▸ **Recorded data**
....................

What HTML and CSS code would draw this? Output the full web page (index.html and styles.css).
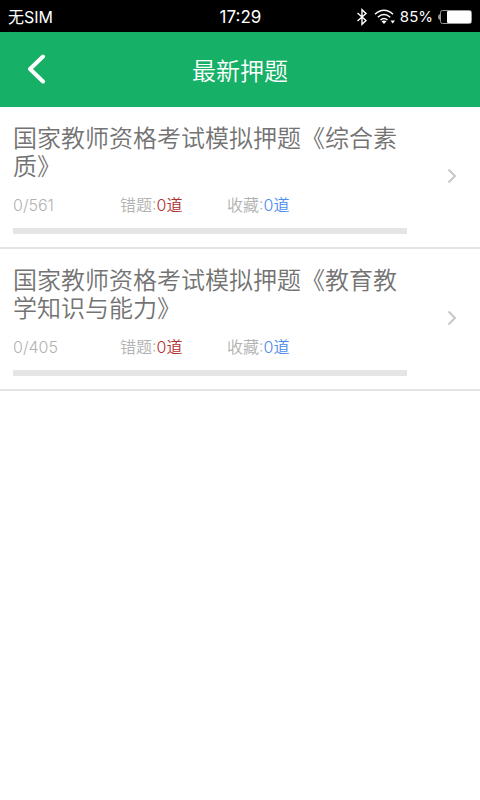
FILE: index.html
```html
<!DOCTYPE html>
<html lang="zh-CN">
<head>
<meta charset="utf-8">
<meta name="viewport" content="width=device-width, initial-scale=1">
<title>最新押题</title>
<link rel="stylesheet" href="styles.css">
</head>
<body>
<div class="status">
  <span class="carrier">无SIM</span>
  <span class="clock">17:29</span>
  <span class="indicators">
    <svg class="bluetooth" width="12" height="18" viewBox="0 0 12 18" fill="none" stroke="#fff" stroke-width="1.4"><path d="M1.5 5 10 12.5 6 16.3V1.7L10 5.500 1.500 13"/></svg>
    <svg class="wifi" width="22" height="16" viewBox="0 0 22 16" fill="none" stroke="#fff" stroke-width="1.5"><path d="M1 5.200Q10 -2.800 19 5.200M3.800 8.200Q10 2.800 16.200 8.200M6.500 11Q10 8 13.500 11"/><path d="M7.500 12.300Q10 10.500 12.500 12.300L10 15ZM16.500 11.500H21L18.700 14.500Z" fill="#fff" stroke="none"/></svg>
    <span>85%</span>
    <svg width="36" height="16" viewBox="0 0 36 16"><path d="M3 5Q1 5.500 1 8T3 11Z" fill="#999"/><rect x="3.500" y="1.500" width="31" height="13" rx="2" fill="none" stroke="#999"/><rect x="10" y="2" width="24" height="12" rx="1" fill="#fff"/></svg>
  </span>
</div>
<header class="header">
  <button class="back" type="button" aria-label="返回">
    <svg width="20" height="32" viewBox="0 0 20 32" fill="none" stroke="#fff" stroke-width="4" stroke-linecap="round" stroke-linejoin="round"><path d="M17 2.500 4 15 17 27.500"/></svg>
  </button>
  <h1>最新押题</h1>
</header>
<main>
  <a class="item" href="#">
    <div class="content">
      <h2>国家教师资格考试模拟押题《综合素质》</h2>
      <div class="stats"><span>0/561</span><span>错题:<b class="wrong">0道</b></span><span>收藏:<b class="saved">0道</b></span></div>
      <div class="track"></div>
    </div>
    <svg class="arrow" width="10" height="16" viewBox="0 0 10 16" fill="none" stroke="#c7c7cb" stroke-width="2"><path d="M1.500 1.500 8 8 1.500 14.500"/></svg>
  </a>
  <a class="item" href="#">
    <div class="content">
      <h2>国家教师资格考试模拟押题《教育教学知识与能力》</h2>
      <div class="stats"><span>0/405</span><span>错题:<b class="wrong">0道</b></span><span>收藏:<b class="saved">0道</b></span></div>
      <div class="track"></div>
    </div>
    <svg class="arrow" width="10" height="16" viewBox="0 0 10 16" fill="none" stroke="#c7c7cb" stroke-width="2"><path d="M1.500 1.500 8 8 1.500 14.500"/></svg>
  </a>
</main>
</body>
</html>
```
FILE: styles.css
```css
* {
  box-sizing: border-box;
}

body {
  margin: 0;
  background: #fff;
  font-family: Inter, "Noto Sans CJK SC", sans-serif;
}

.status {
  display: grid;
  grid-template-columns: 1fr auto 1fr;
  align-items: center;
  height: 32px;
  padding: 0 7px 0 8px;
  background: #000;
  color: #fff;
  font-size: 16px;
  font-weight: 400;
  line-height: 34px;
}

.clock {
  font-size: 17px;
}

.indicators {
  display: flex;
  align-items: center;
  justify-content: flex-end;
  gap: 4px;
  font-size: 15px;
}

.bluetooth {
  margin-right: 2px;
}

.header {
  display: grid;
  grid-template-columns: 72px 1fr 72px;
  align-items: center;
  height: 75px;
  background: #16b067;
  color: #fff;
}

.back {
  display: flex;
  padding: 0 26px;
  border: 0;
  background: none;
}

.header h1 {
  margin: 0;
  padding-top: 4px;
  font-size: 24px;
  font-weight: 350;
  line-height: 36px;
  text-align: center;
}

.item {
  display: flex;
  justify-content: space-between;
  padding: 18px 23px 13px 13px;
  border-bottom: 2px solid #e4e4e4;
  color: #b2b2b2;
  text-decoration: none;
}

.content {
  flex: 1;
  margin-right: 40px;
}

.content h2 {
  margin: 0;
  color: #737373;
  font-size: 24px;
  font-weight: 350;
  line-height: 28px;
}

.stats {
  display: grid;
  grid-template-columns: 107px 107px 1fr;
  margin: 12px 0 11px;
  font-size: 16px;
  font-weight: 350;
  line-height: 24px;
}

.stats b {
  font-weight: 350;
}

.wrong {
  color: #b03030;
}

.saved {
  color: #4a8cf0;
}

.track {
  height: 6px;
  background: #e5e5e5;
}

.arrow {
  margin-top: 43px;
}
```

....................

▸ **Request**
Within the listing above, find every line containing the string "index" and return it.

▸ **Solution**
What HTML and CSS code would draw this? Output the full web page (index.html and styles.css).
FILE: index.html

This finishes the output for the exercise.